Eventually, and slowly, the withdrawal symptoms got better. I felt like I started to “wake up” and be myself again. The person I was before I started my first psychiatric drug, Effexor. The previous two years were really blurry. It was like I was looking back on different person, or time period so far in the past I could barely recall it. I still struggled with anxiety and depression (because I did before starting Effexor, which was not medication induced), but I was able to feel some good in between “episodes”. Death stopped seeming like the only solution to the torture. The episodes eventually started getting further and further apart. At this point I knew I had been knowingly or unknowingly lied to about withdrawal. I knew these medications were causing some severe symptoms when on them and even more when quitting them.
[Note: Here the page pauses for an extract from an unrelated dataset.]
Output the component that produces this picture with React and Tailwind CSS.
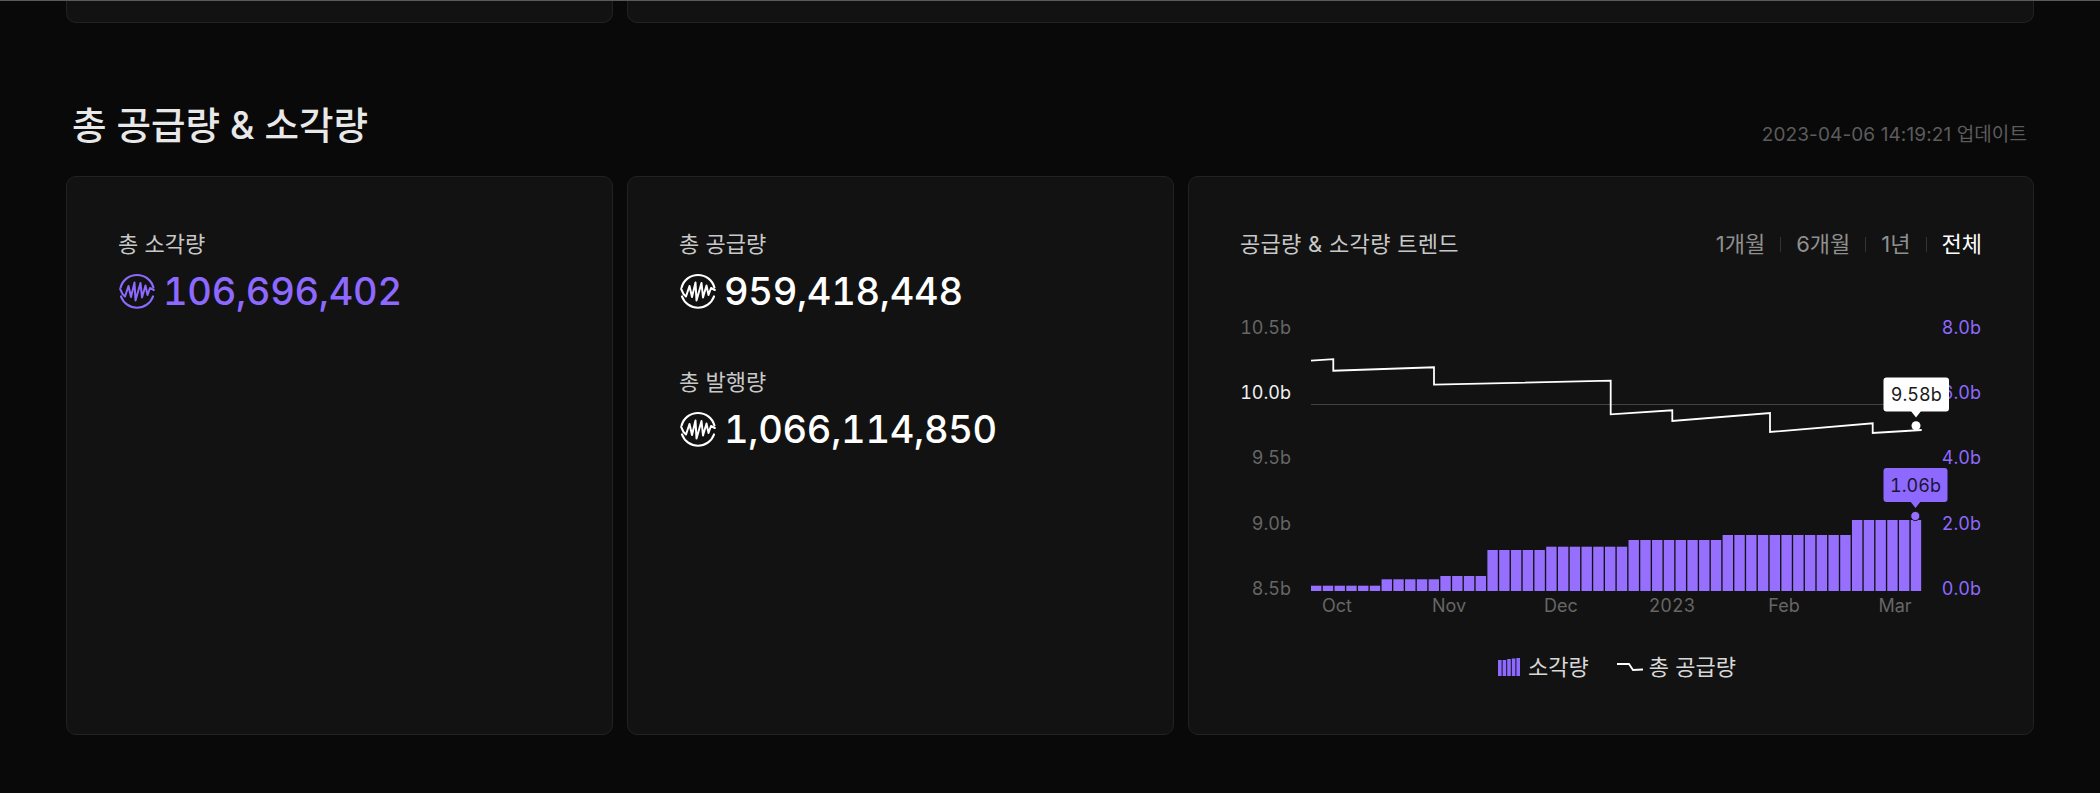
const KR = "font-['Inter','Noto_Sans_CJK_KR',sans-serif]";

const LINE_POINTS =
  "1311,360.7 1333.3,359.2 1333.3,370.7 1434,367.3 1434,384.7 1610.7,380.7 1610.7,414.3 1672.3,410.3 1672.3,421 1770,413 1770,432 1872.7,423.3 1872.7,433 1921.7,430";

const BAR_RUNS = [
  [6, 5.3],
  [5, 11.7],
  [4, 15],
  [5, 41],
  [7, 44.3],
  [8, 51],
  [11, 56],
  [6, 71],
];

const BARS = BAR_RUNS.flatMap(([count, height]) => Array(count).fill(height));

const LEFT_TICKS = [
  ["10.5b", 327, "#666666"],
  ["10.0b", 392, "#f0f0f0"],
  ["9.5b", 457.5, "#666666"],
  ["9.0b", 523, "#666666"],
  ["8.5b", 588.5, "#666666"],
];

const RIGHT_TICKS = [
  ["8.0b", 327],
  ["6.0b", 392],
  ["4.0b", 457.5],
  ["2.0b", 523],
  ["0.0b", 588.5],
];

const MONTHS = [
  ["Oct", 1337],
  ["Nov", 1449],
  ["Dec", 1561],
  ["2023", 1672],
  ["Feb", 1784],
  ["Mar", 1895],
];

function CoinIcon({ className = "" }) {
  return (
    <svg viewBox="0 0 36 36" fill="none" stroke="currentColor" strokeWidth="2.2" strokeLinejoin="round" strokeLinecap="round" className={`h-9 w-9 shrink-0 ${className}`}>
      <path d="M1.6 14.5A17 17 0 0 1 34.4 14.5" />
      <path d="M2 23.5A17 17 0 0 0 34 23.5" />
      <path strokeWidth="2" d="M1.2 16 3.5 21 6 23.5 9.5 13 12 24 15.5 9.5 16.5 27.5 21.5 10 23 24.5 26.5 12.5 28.5 22 31 15 34.8 17" />
    </svg>
  );
}

function Card({ children, className = "" }) {
  return <div className={`rounded-[10px] border border-[#222] bg-[#121212] ${className}`}>{children}</div>;
}

function Stat({ label, value, purple }) {
  return (
    <div>
      <div className="h-8 text-[22px] leading-8 text-[#c8c8c8]">{label}</div>
      <div className={`mt-[13px] flex h-9 items-center gap-[8px] pl-px ${purple ? "text-[#8d69ff]" : "text-white"}`}>
        <CoinIcon />
        <span className="text-[38px] leading-9 font-[550] tracking-[-0.3px] tabular-nums">{value}</span>
      </div>
    </div>
  );
}

function Tooltip({ x, y, width, tipX, fill, color, text }) {
  return (
    <g>
      <rect x={x} y={y} width={width} height="34" rx="3" fill={fill} />
      <path d={`M${tipX - 5.5} ${y + 33}L${tipX + 5.5} ${y + 33}L${tipX} ${y + 40}Z`} fill={fill} />
      <text x={x + width / 2} y={y + 23.5} textAnchor="middle" fill={color}>
        {text}
      </text>
    </g>
  );
}

function Chart() {
  return (
    <svg viewBox="1240 300 742 320" className="mt-[40px] block h-[320px] w-[742px] text-[18px] tabular-nums">
      {LEFT_TICKS.map(([label, y, color]) => (
        <text key={label} x="1291" y={y + 6.5} textAnchor="end" fill={color}>
          {label}
        </text>
      ))}
      {RIGHT_TICKS.map(([label, y]) => (
        <text key={label} x="1981" y={y + 6.5} textAnchor="end" fill="#8d69ff">
          {label}
        </text>
      ))}
      {MONTHS.map(([label, x]) => (
        <text key={label} x={x} y="612" textAnchor="middle" fill="#666666">
          {label}
        </text>
      ))}
      {BARS.map((height, i) => (
        <rect key={i} x={1311 + i * 11.76} y={591 - height} width="10.4" height={height} fill="#966fff" />
      ))}
      <line x1="1311" y1="404.5" x2="1921" y2="404.5" stroke="#444" />
      <polyline points={LINE_POINTS} fill="none" stroke="#fff" strokeWidth="1.8" />
      <circle cx="1916" cy="425.7" r="4.5" fill="#fff" />
      <circle cx="1915.3" cy="516" r="4.6" fill="#966fff" stroke="#121212" />
      <Tooltip x={1883.5} y={377.5} width={65.5} tipX={1916} fill="#fff" color="#1a1a1a" text="9.58b" />
      <Tooltip x={1883.5} y={468} width={64} tipX={1915.5} fill="#8d69ff" color="#1c1436" text="1.06b" />
    </svg>
  );
}

function Legend() {
  return (
    <div className="mt-[33px] flex items-center justify-center pl-[12px] text-[22px] leading-7 text-[#d8d8d8]">
      <svg viewBox="0 0 22 18" className="mr-[8px] h-[18px] w-[22px]" fill="#8d69ff">
        <rect x="0" y="2" width="3.6" height="16" />
        <rect x="4.6" y="2" width="3.6" height="16" />
        <rect x="9.2" y="1" width="3.6" height="17" />
        <rect x="13.8" y="0.5" width="3.6" height="17.5" />
        <rect x="18.4" y="0" width="3.6" height="18" />
      </svg>
      <span>소각량</span>
      <svg viewBox="0 0 26 8" className="mr-[6px] ml-[28px] h-2 w-[26px]" fill="none" stroke="#fff" strokeWidth="1.8">
        <polyline points="0,1 12,1 16,7 26,6.5" />
      </svg>
      <span>총 공급량</span>
    </div>
  );
}

function RangeTabs() {
  const tabs = ["1개월", "6개월", "1년"];
  return (
    <div className="flex items-center text-[22px] leading-8 text-[#8f8f8f]">
      {tabs.map((tab) => (
        <span key={tab} className="flex items-center">
          {tab}
          <span className="mx-[15px] h-[15px] w-px bg-[#333]" />
        </span>
      ))}
      <span className="text-white">전체</span>
    </div>
  );
}

export default function App() {
  return (
    <div className={`h-[793px] overflow-hidden border-t border-[#5a5a5a] bg-[#090909] px-[66px] ${KR}`}>
      <div className="grid grid-cols-[547px_1fr] gap-[14px]">
        <div className="h-[22px] rounded-b-[10px] border border-t-0 border-[#222] bg-[#121212]" />
        <div className="h-[22px] rounded-b-[10px] border border-t-0 border-[#222] bg-[#121212]" />
      </div>

      <div className="flex h-[153px] items-end justify-between pr-[7px] pb-[27px] pl-[6px]">
        <h2 className="text-[37.5px] leading-[46px] font-medium text-[#e8e8e8]">총 공급량 &amp; 소각량</h2>
        <span className="text-[19px] leading-[28px] tracking-[0.1px] text-[#5c5c5c]">2023-04-06 14:19:21 업데이트</span>
      </div>

      <div className="grid h-[559px] grid-cols-[547px_547px_846px] gap-[14px]">
        <Card className="px-[51px] pt-[51px]">
          <Stat label="총 소각량" value="106,696,402" purple />
        </Card>
        <Card className="flex flex-col gap-[57px] px-[51px] pt-[51px]">
          <Stat label="총 공급량" value="959,418,448" />
          <Stat label="총 발행량" value="1,066,114,850" />
        </Card>
        <Card className="px-[51px] pt-[51px]">
          <div className="flex items-center justify-between">
            <span className="text-[22px] leading-8 tracking-[0.3px] text-[#c8c8c8]">공급량 &amp; 소각량 트렌드</span>
            <RangeTabs />
          </div>
          <Chart />
          <Legend />
        </Card>
      </div>
    </div>
  );
}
Even if it was something that happened only to me, I knew to my core that I was right. My trust in psychiatric doctors and medications entirely disappeared. How could all of these experts gotten it so incredibly wrong to the point where I no longer wanted to live? I stayed clear of any medications for the next 4-5 years (more on why I tried them again later).

The Biggest Takeaways

“The only thing that doesn’t change, is change itself.”

  • Never give up hope! I often imagine what would have happened if I had 100% believed what the experts told me, and lost hope of things ever getting better. I would have died in my early 20s. I wouldn’t have the life I have now, and my children wouldn’t have existed. Sure, I still struggle with depression and anxiety, but I can also manage it and have an actual life in co-existance with it that is fullfilling. Things are always changing. Even if you currently feel (or actually are) helpless, there is always hope, and change will never stop changing.
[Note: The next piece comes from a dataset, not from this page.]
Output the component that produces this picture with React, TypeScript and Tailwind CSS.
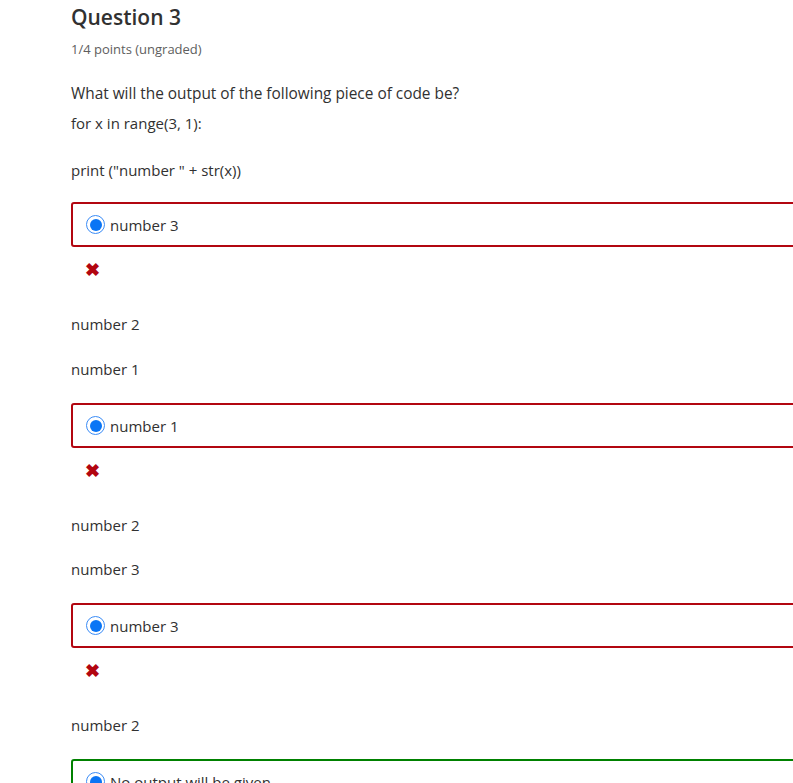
import React from 'react';

type Block = {
    answer: string;
    correct: boolean;
    lines: string[];
};

const blocks: Block[] = [
    { answer: 'number 3', correct: false, lines: ['number 2', 'number 1'] },
    { answer: 'number 1', correct: false, lines: ['number 2', 'number 3'] },
    { answer: 'number 3', correct: false, lines: ['number 2'] },
    { answer: 'No output will be given', correct: true, lines: [] },
];

function Radio() {
    return (
        <span className="flex h-[19px] w-[19px] shrink-0 items-center justify-center rounded-full border-[1.5px] border-[#3b8cf6] bg-white">
            <span className="h-[12px] w-[12px] rounded-full bg-[#0a75f5]" />
        </span>
    );
}

function AnswerBox({ block }: { block: Block }) {
    return (
        <div
            className={`flex h-[45px] w-[760px] items-center gap-[5px] rounded-[3px] border-2 pl-[13px] ${
                block.correct ? 'border-[#008100]' : 'border-[#b20610]'
            }`}
        >
            <Radio />
            <span className="text-[15px] leading-[22px]">{block.answer}</span>
        </div>
    );
}

export default function App() {
    return (
        <div
            className="h-[783px] w-[793px] overflow-hidden bg-white pl-[71px] text-[#313131]"
            style={{ fontFamily: '"Open Sans", "Noto Sans", sans-serif' }}
        >
            <h2 className="mt-[2px] h-[30px] text-[21px] font-semibold leading-[30px] text-[#313131]">
                Question 3
            </h2>
            <div className="mt-[7px] h-[20px] text-[13px] leading-[20px] text-[#5e5e5e]">
                1/4 points (ungraded)
            </div>

            <p className="mt-[24px] h-[22px] text-[15.4px] leading-[22px]">
                What will the output of the following piece of code be?
            </p>
            <p className="mt-[7px] h-[22px] text-[15px] leading-[22px]">for x in range(3, 1):</p>
            <p className="mt-[25px] h-[22px] text-[15px] leading-[22px]">print ("number " + str(x))</p>

            <div className="mt-[21px]">
                {blocks.map((block, index) => (
                    <React.Fragment key={index}>
                        <AnswerBox block={block} />
                        {!block.correct && (
                            <div className="flex h-[44px] items-center pl-[14px]">
                                <span className="text-[18px] font-bold leading-none text-[#b20610]">✖</span>
                            </div>
                        )}
                        {block.lines.map((line, i) => (
                            <p
                                key={i}
                                className={`h-[22px] text-[15px] leading-[22px] ${
                                    i === 1 && index === 0 ? 'mt-[23px]' : 'mt-[22px]'
                                }`}
                            >
                                {line}
                            </p>
                        ))}
                        {!block.correct && <div className="h-[23px]" />}
                    </React.Fragment>
                ))}
            </div>
        </div>
    );
}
  • Listen to yourself. If you are sure about something going on within yourself after starting or stopping any medication, don’t allow other people to tell you that you’re wrong. Find someone who will truly listen to you and take you seriously.
  • No matter what anyone says, SSRI/SNRI’s can have severe withdrawal symptoms. More and more medical professionals are admitting this, and weaning protocols now exist to help aid the process.
  • How you feel during withdrawal is NOT how you will feel forever! If you are going through the discontinuation process, ask yourself this: “Do I feel worse than how I felt before starting this medication?” If the answer is “yes”, you are likely experiencing temporary withdrawal effects. You will eventually go back to your baseline.
  • Never, ever make permanent decisions while discontinuing any psychiatric drug! I cannot stress this one enough. You are not really you. Don’t do something you might regret later. You will not feel like you do forever. It is temporary, even when it doesn’t feel temporary.